Lessons for the world
Joe Manchin is a pretty odious character. Willing to see the world burn for his own narrow electoral and financial interests. He is however a harbinger of things to come. Powerful people do not give up their power willingly and we should not be surprised if people, perhaps coal miners especially, are unwilling to give up their livelihoods on the promise that the climate will remain stable.
If we are to decarbonise our economies there will be losers and every country is going to need a strategy for defanging them and making sure that people are neither able to block progress, nor thrown on the economic scrapheap.
Next, if we are to decarbonise the world, there need to be mechanisms in place to ensure that free riders cannot piggyback on or sabotage the hard work that will be required from all major economies. Just because the US cannot get things done, does not mean we can slow down but it does represent a threat to the environment the rest of us have to live in.
Lessons for the UK
Decarbonising the UK will be painful but though necessary it is nowhere near sufficient to protecting our climate. This is a global problem, and the UK needs a strategy to effecting the entire planet to ensure that decarbonisation happens. As is often pointed out, usually by those living near a proposed windfarm, it’s no good the UK suffering if it doesn’t fix the problem.
A more global UK strategy for decarbonisation would rest on three planks. Research, procurement, and diplomacy.
The easiest, most comfortable way to decarbonise our economies as Bill Gates has set out would be to reduce the price of low, or zero carbon technologies so they outcompete high emission products in the market. Researching new technologies that could make this happen is therefore essential to securing a future for our planet.

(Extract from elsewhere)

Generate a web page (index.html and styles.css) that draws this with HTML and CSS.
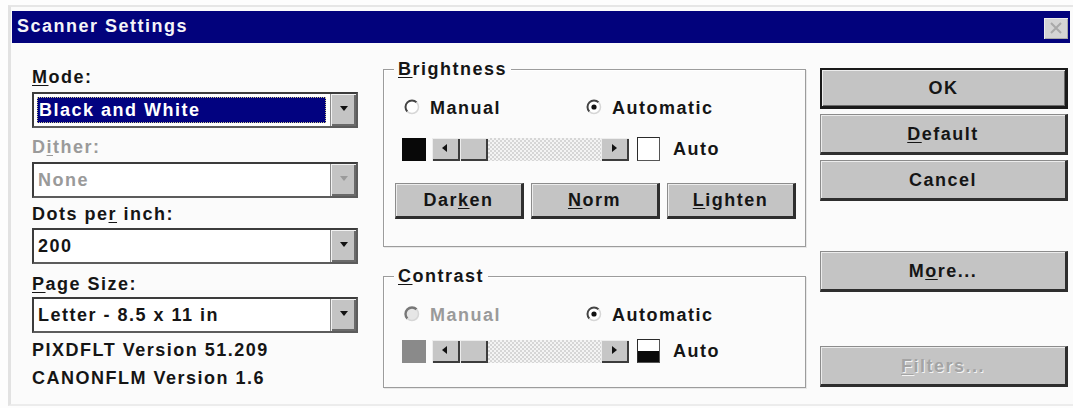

Once a technology is invented however, there is no guarantee that it will ever be scaled to the point at which it is competitive with current technologies. Electric cars have been around about as long as cars powered by fossil fuels. History in this case favoured petrol powered cars and now there are entire industries devoted to making the best, most efficient and cheapest petrol cars imaginable. It has taken years for electric cars to build the scale to be even remotely competitive. For other alternative technologies we have run out of time for them to scale.
One way governments can speed this process is by using clever subsidies or their immense buying power to increase the scale of nascent industries quickly. The technologies that revolutionise the world won’t be the exciting cutting edge ones, they will be the ones that become cheap and accessible enough to be useful as solar and wind power are now proving. The electrolysis of hydrogen from water, various forms of energy storage, low carbon concrete, zero carbon steel and even electric aviation are all technologies that are maturing and were Britain to show the way, could be applied across the world.
Finally diplomacy. As COP26 has shown, decarbonisation by consensus means that the world moves at the speed of the slowest. America’s lack of credibility on climate issues did not encourage China or India to commit to big cuts in emissions and understandably so. Why should industrialising countries forgo growth to save developed countries unwilling to lift a finger?
It is a rocky road but it may be time to contemplate enforcement mechanisms for those countries that flout climate treaties. So far at least, that category has included most world governments as talk is cheap, but as more countries begin to fall on the right side of history it can’t be right that our efforts are derailed by those, like Joe Manchin who are too invested in the past to allow for a future.